Si se pusiera en marcha algún sistema similar, supondría que, sin llegar a ser una segunda vuelta como tal, los partidos podrían tomar el pulso (de forma más precisa que mediante una encuesta) para captar por dónde quieren sus votantes que planteen sus alianzas. En el fondo, en contextos multipartidistas como el que vivimos, el éxito político no consiste en ganar comicios, sino que las elecciones operan más bien como una especie de vueltas cronometadas para determinar la pole position y conformar la parrilla de salida. A partir de ahí, comienza la auténtica carrera, la que dirá quién o quiénes gobernarán.
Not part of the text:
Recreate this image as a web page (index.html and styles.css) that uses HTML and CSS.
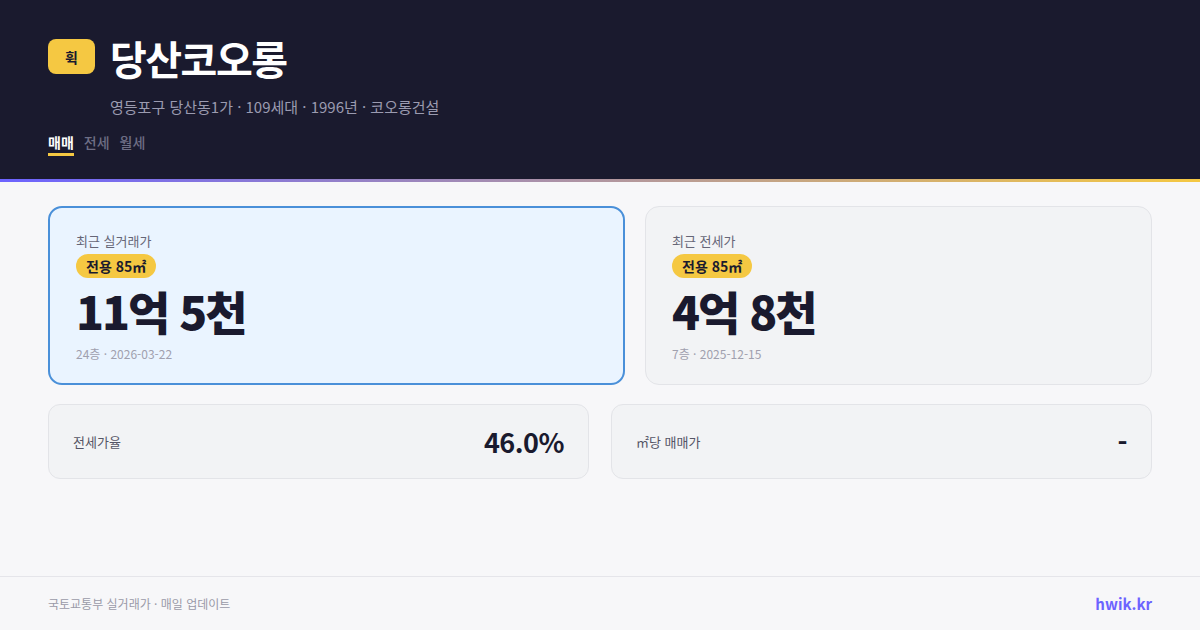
FILE: index.html
```html
<!DOCTYPE html>
<html lang="ko">
<head>
<meta charset="utf-8">
<title>당산코오롱</title>
<link rel="stylesheet" href="styles.css">
</head>
<body>
<div class="page">
  <header class="header">
    <div class="head-row">
      <div class="logo">휙</div>
      <div class="head-text">
        <h1 class="title">당산코오롱</h1>
        <p class="subtitle">영등포구 당산동1가 · 109세대 · 1996년 · 코오롱건설</p>
      </div>
    </div>
    <nav class="tabs">
      <span class="tab active">매매</span>
      <span class="tab">전세</span>
      <span class="tab">월세</span>
    </nav>
  </header>
  <main class="main">
    <section class="price-row">
      <div class="card card-primary">
        <div class="card-label">최근 실거래가</div>
        <div class="badge-line"><span class="badge">전용 85㎡</span></div>
        <div class="price">11억 5천</div>
        <div class="meta">24층 · 2026-03-22</div>
      </div>
      <div class="card">
        <div class="card-label">최근 전세가</div>
        <div class="badge-line"><span class="badge">전용 85㎡</span></div>
        <div class="price">4억 8천</div>
        <div class="meta">7층 · 2025-12-15</div>
      </div>
    </section>
    <section class="stat-row">
      <div class="stat">
        <span class="stat-label">전세가율</span>
        <span class="stat-value">46.0%</span>
      </div>
      <div class="stat">
        <span class="stat-label">㎡당 매매가</span>
        <span class="stat-value">-</span>
      </div>
    </section>
  </main>
  <footer class="footer">
    <span class="source">국토교통부 실거래가 · 매일 업데이트</span>
    <span class="brand">hwik.kr</span>
  </footer>
</div>
</body>
</html>
```
FILE: styles.css
```css
* { box-sizing: border-box; margin: 0; padding: 0; }
html, body {
  width: 1200px;
  height: 630px;
  overflow: hidden;
}
body {
  background: #f7f7f9;
  font-family: "Noto Sans CJK KR", "Noto Sans", sans-serif;
  color: #1a1a2e;
}
.page {
  height: 630px;
  display: flex;
  flex-direction: column;
}
.header {
  background: #1a1a2e;
  height: 182px;
  padding: 39px 48px 0;
  border-bottom: 3px solid transparent;
  border-image: linear-gradient(90deg, #6c63ff, #f5c842) 1;
}
.head-row {
  display: flex;
  align-items: flex-start;
  gap: 15px;
}
.logo {
  width: 47px;
  height: 35px;
  border-radius: 8px;
  background: #f5c842;
  color: #1a1a2e;
  font-weight: 700;
  font-size: 14px;
  display: flex;
  align-items: center;
  justify-content: center;
}
.title {
  color: #ffffff;
  font-size: 40px;
  font-weight: 700;
  line-height: 40px;
  letter-spacing: -1.5px;
  margin-top: -1px;
}
.subtitle {
  color: #9b9bb0;
  font-size: 15px;
  line-height: 20px;
  margin-top: 19px;
}
.tabs {
  display: flex;
  gap: 10px;
  margin-top: 15px;
}
.tab {
  color: #6e6e85;
  font-size: 14px;
  font-weight: 500;
  line-height: 20px;
  padding-bottom: 1px;
  border-bottom: 3px solid transparent;
}
.tab.active {
  color: #ffffff;
  font-weight: 700;
  border-bottom-color: #f5c842;
}
.main {
  padding: 24px 48px 0;
  display: flex;
  flex-direction: column;
  gap: 19px;
}
.price-row {
  display: grid;
  grid-template-columns: 577fr 507fr;
  gap: 20px;
}
.card {
  height: 179px;
  border: 1px solid #e3e4e8;
  border-radius: 14px;
  background: #f2f3f5;
  padding: 25px 26px 0;
}
.card-primary {
  border: 2px solid #4a90d9;
  background: #eaf4ff;
  padding: 24px 26px 0;
}
.card-label {
  font-size: 13px;
  line-height: 18px;
  color: #666677;
}
.badge-line {
  display: flex;
  margin-top: 4px;
}
.badge {
  background: #f5c842;
  color: #1a1a2e;
  font-size: 14px;
  font-weight: 700;
  line-height: 24px;
  padding: 0 10px;
  border-radius: 12px;
}
.price {
  font-size: 46px;
  font-weight: 800;
  line-height: 48px;
  letter-spacing: -2px;
  color: #1a1a2e;
  margin-top: 8px;
}
.meta {
  margin-top: 12px;
  font-size: 12px;
  line-height: 16px;
  color: #a0a0ae;
}
.stat-row {
  display: grid;
  grid-template-columns: 1fr 1fr;
  gap: 22px;
}
.stat {
  height: 75px;
  border: 1px solid #e3e4e8;
  border-radius: 12px;
  background: #f2f3f5;
  padding: 0 24px;
  display: flex;
  align-items: center;
  justify-content: space-between;
}
.stat-label {
  font-size: 13px;
  color: #555566;
}
.stat-value {
  font-size: 27px;
  font-weight: 700;
  color: #1a1a2e;
  letter-spacing: -0.5px;
}
.footer {
  margin-top: auto;
  height: 54px;
  border-top: 1px solid #e5e5ea;
  padding: 0 48px;
  display: flex;
  align-items: center;
  justify-content: space-between;
}
.source {
  font-size: 12px;
  color: #9a9aa8;
}
.brand {
  font-size: 15px;
  font-weight: 700;
  color: #6c63ff;
}
```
Por eso el siguiente paso, el de las negociaciones para formar gobierno, está plagado de claves estratégicas que el electorado merece conocer, valorar y orientar.
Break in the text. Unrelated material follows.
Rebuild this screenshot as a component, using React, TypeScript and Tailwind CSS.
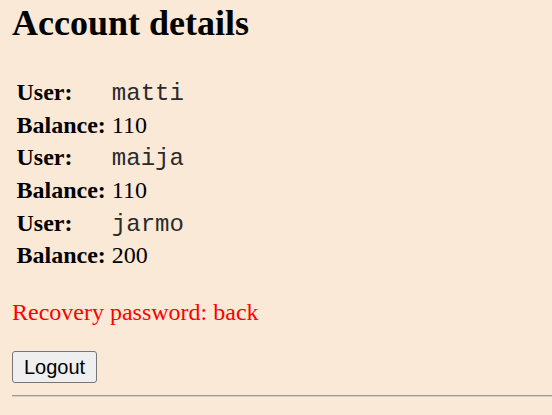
const accounts = [
  { user: 'matti', balance: 110 },
  { user: 'maija', balance: 110 },
  { user: 'jarmo', balance: 200 },
];

export default function App() {
  return (
    <div className="min-h-[415px] bg-[#fae9d7] pl-[12px] pt-[3px] font-['Liberation_Serif',serif] text-[24px] text-black">
      <h1 className="text-[36px] font-bold leading-[41.4px]">Account details</h1>

      <div className="mt-[31.5px] grid grid-cols-[max-content_max-content] auto-rows-[32.67px] gap-x-[6px] pl-[4.5px] leading-[32.67px]">
        {accounts.map((a) => (
          <>
            <div key={a.user + '-ul'} className="font-bold">User:</div>
            <div key={a.user + '-uv'}>
              <span className="font-['Liberation_Mono',monospace] leading-none text-[#2a2a2a]">{a.user}</span>
            </div>
            <div key={a.user + '-bl'} className="font-bold">Balance:</div>
            <div key={a.user + '-bv'}>{a.balance}</div>
          </>
        ))}
      </div>

      <p className="mt-[27px] leading-[27.6px] text-[#ff0000]">Recovery password: back</p>

      <div className="mt-[24.5px] flex">
        <button className="h-[32px] w-[85px] rounded-[3px] border-[1.5px] border-[#767676] bg-[#efefef] font-['Liberation_Sans',Arial,sans-serif] text-[20px] leading-none text-black">
          Logout
        </button>
      </div>

      <div className="mt-[12px] h-[2px] border-t border-t-[#9a9a9a] border-b border-b-[#d8d0c8]" />
    </div>
  );
}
Jamás unas elecciones solucionaron nada

Además de un ejercicio de perfeccionamiento de nuestra democracia, la obligación de consultar a las bases la política de alianzas –sobre todo si se incorpora a los simpatizantes– daría a los dirigentes de los partidos una valiosa información para orientar su estrategia, algo que se convierte en fundamental si se piensa que, además, esos acuerdos o desacuerdos deben sostener después nombramientos, presupuestos y las líneas maestras de la política institucional durante cuatro años. Sería también una buena forma de romper las burbujas político-mediáticas cada vez más aisladas que dificultan en muchas ocasiones tener una percepción ajustada del estado de ánimo social.

Si hacemos un ejercicio de política ficción y pensamos qué ocurriría si se pusieran en marcha estas consultas en la semana decisiva que hoy empezamos, ¿alguien duda que las izquierdas estarían obligadas a llegar a acuerdos en todos los territorios? ¿Sostendrían los votantes y simpatizantes del PP los acuerdos ya anunciados con Vox para gobernar en una treintena de municipios españoles? ¿Y podría Ciudadanos mantener esa extraña posición de llegar a acuerdos con el PP y Vox haciendo como si Vox pasara por allí por casualidad?

Si empezamos a constatar la dificultad que tienen los partidos para romper el bibloquismo, quizá el conjunto de la sociedad pueda ayudarles dándoles incentivos para el acuerdo y orientando el sentido de estos movimientos.